APPLETON - The city of Appleton is tossing out its $60,000 consultant report on the city's pay plan for city workers.
After abandoning the year-long study, the council now plans to do its own.
From snow plow drivers to sanitation workers, many are asking the same question.
"They know what they are being paid, but they need to know what the future is for them, what does it look like, what is my potential and what does it take to get a raise as a city employee," said Appleton Mayor Tim Hanna.
So the city paid a consulting firm $60,000 to find out.
Since the Act 10 changes went into effect in 2011, hundreds of former union city employees have been wondering what's next. Exactly what the compensation study was meant to address.
For example, in 2010 a city employee classified as a laborer started at $20.14/hour with a maximum of $21.16/hour. The consultants recommended the same laborer start at a minimum of $14.52/hour with a maximum of $21.78.
"The council rejected the study that was put in front of them," said Hanna.
Council members say one of the main sticking points with the report was the use of private sector compensation information the council could not verify.
"That definitely was a concern for some of us but we're still going to be able to use private sector data, we're just going to be using published private sector reports," said Alderman Teege Mettille.
"There were certain people on the council who say, well how do we know how that data was used if we can't see it? You don't. At some point you have to trust the professional that we hired," said Hanna.
In the meantime, Hanna says the city's several hundred former union employees will be slotted into the current compensation plan. That plan was created in the mid-1990s by the same firm the city hired in 2011.
"They just want to know what the new norm is, they want to know what their salary and benefit package is, they want to know what they have to do to get a future increase here and they want to know how they can progress and what decision they need to make that is best for their family," said City of Appleton Human Resource Director Sandy Behnke.
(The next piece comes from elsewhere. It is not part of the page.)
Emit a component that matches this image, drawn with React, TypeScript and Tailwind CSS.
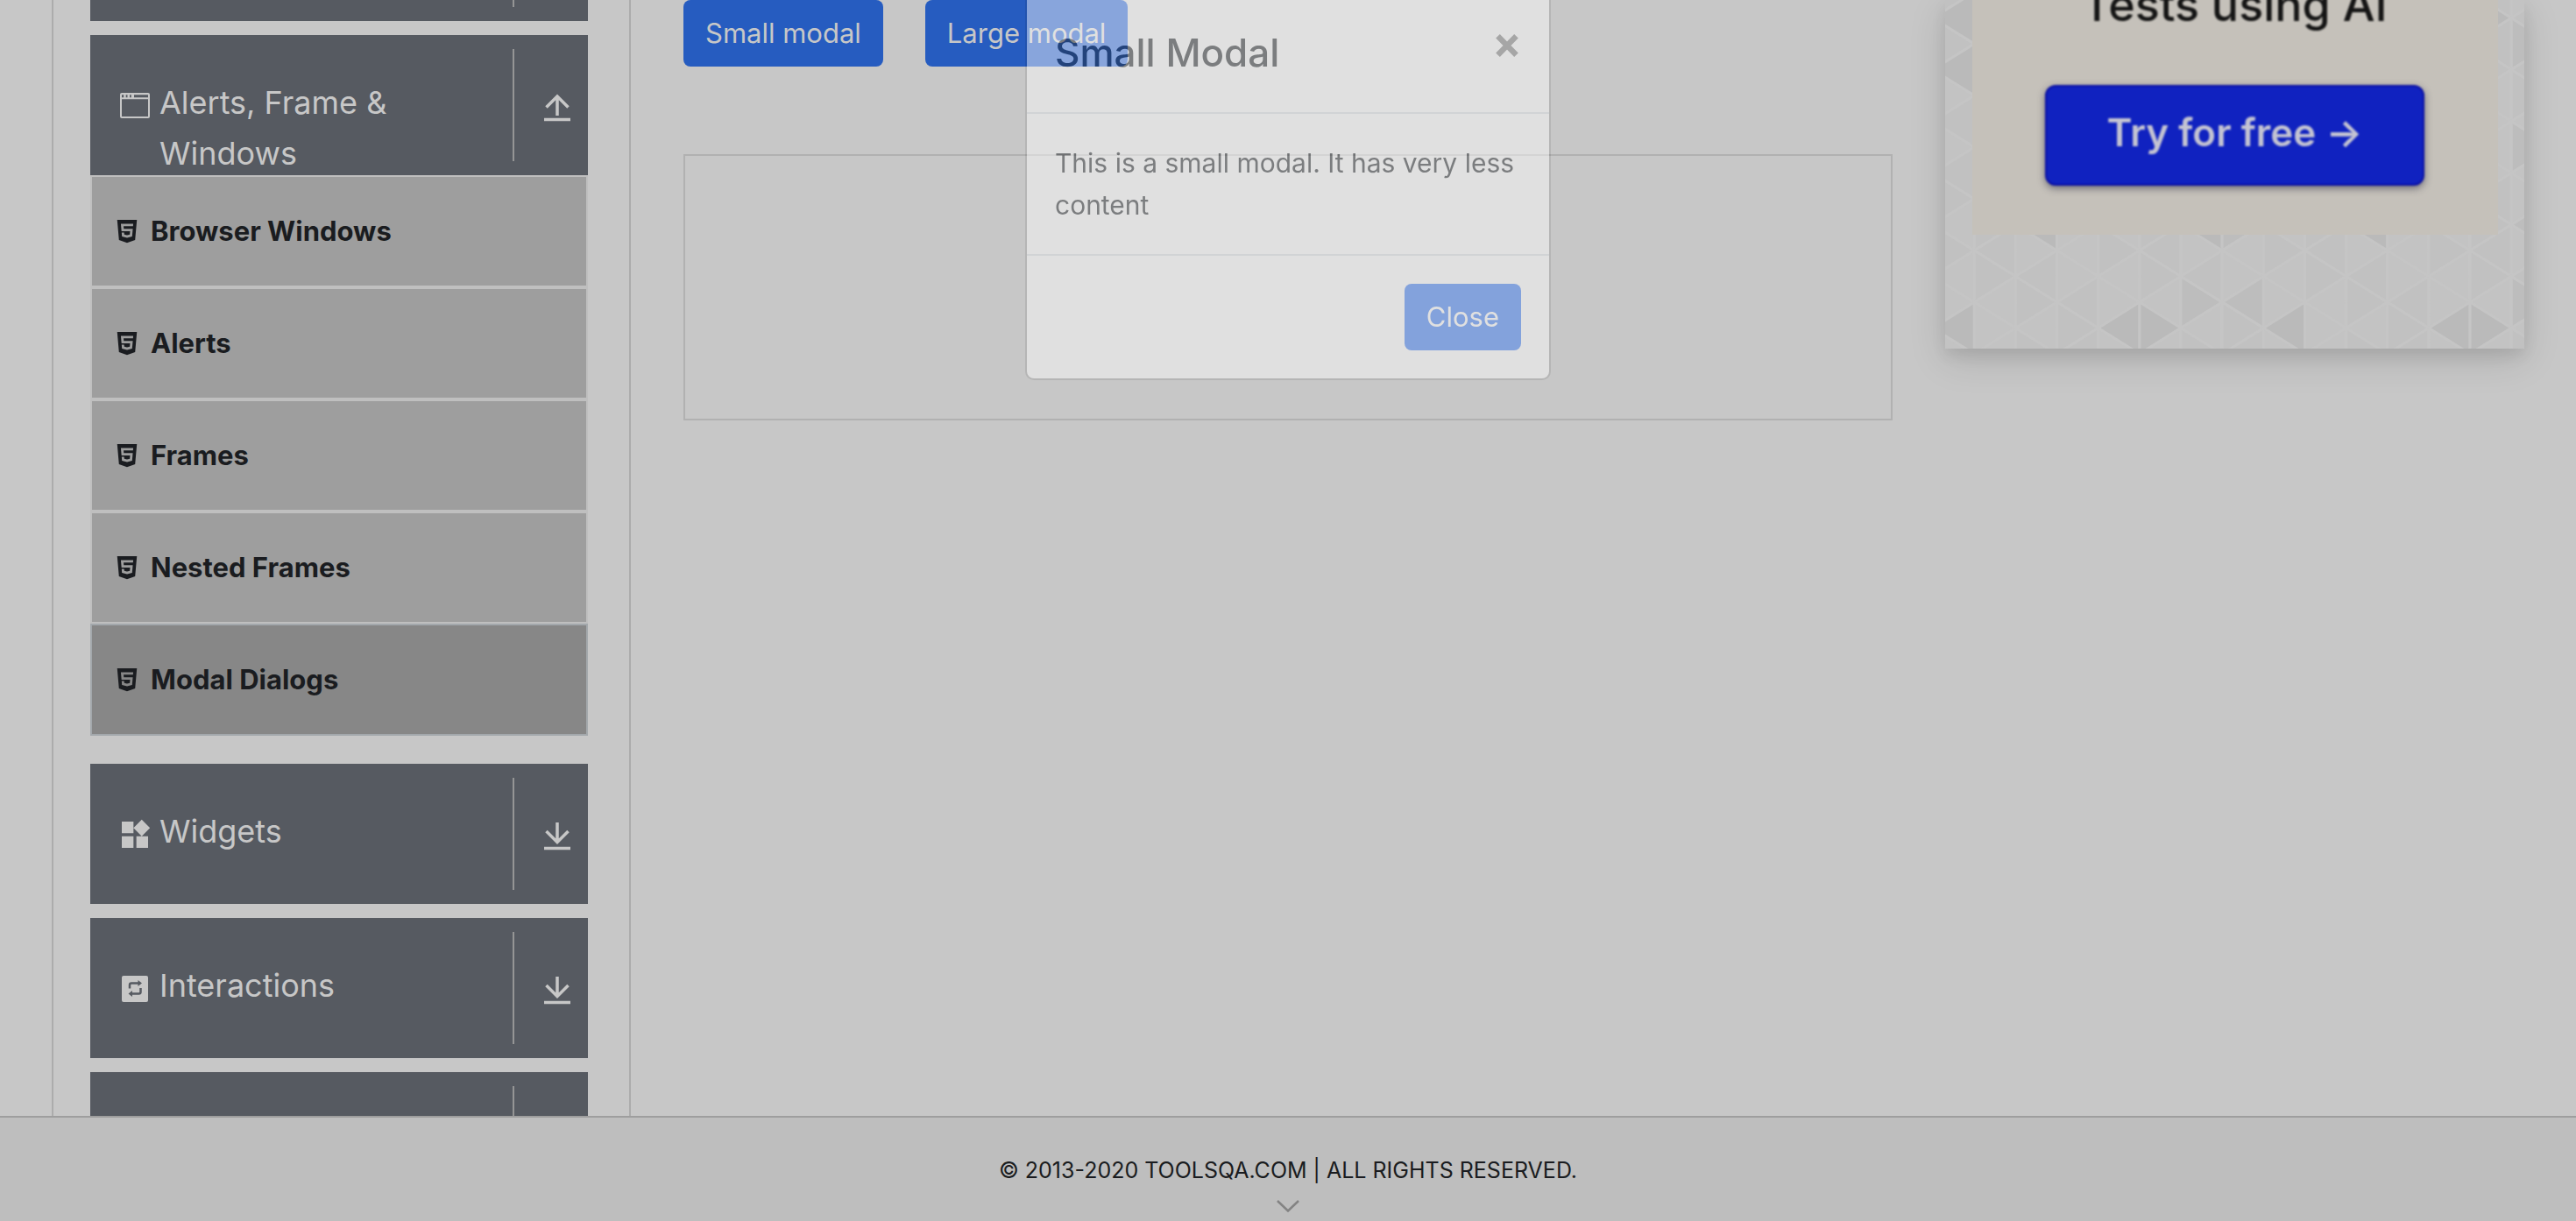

Mettille says he wants the city study to include benefits with salary information to get a better picture of what an overall compensation package will look like.
"The most important thing is when we are dealing with public funds and public information is to make sure that we get the information correct and as complete as we can be."
Something everyone can agree on.
The new study by city staff could take several months.
City leaders say it should not cost taxpayers any money other than the time spent by city staff at the expense of other work they'd be doing.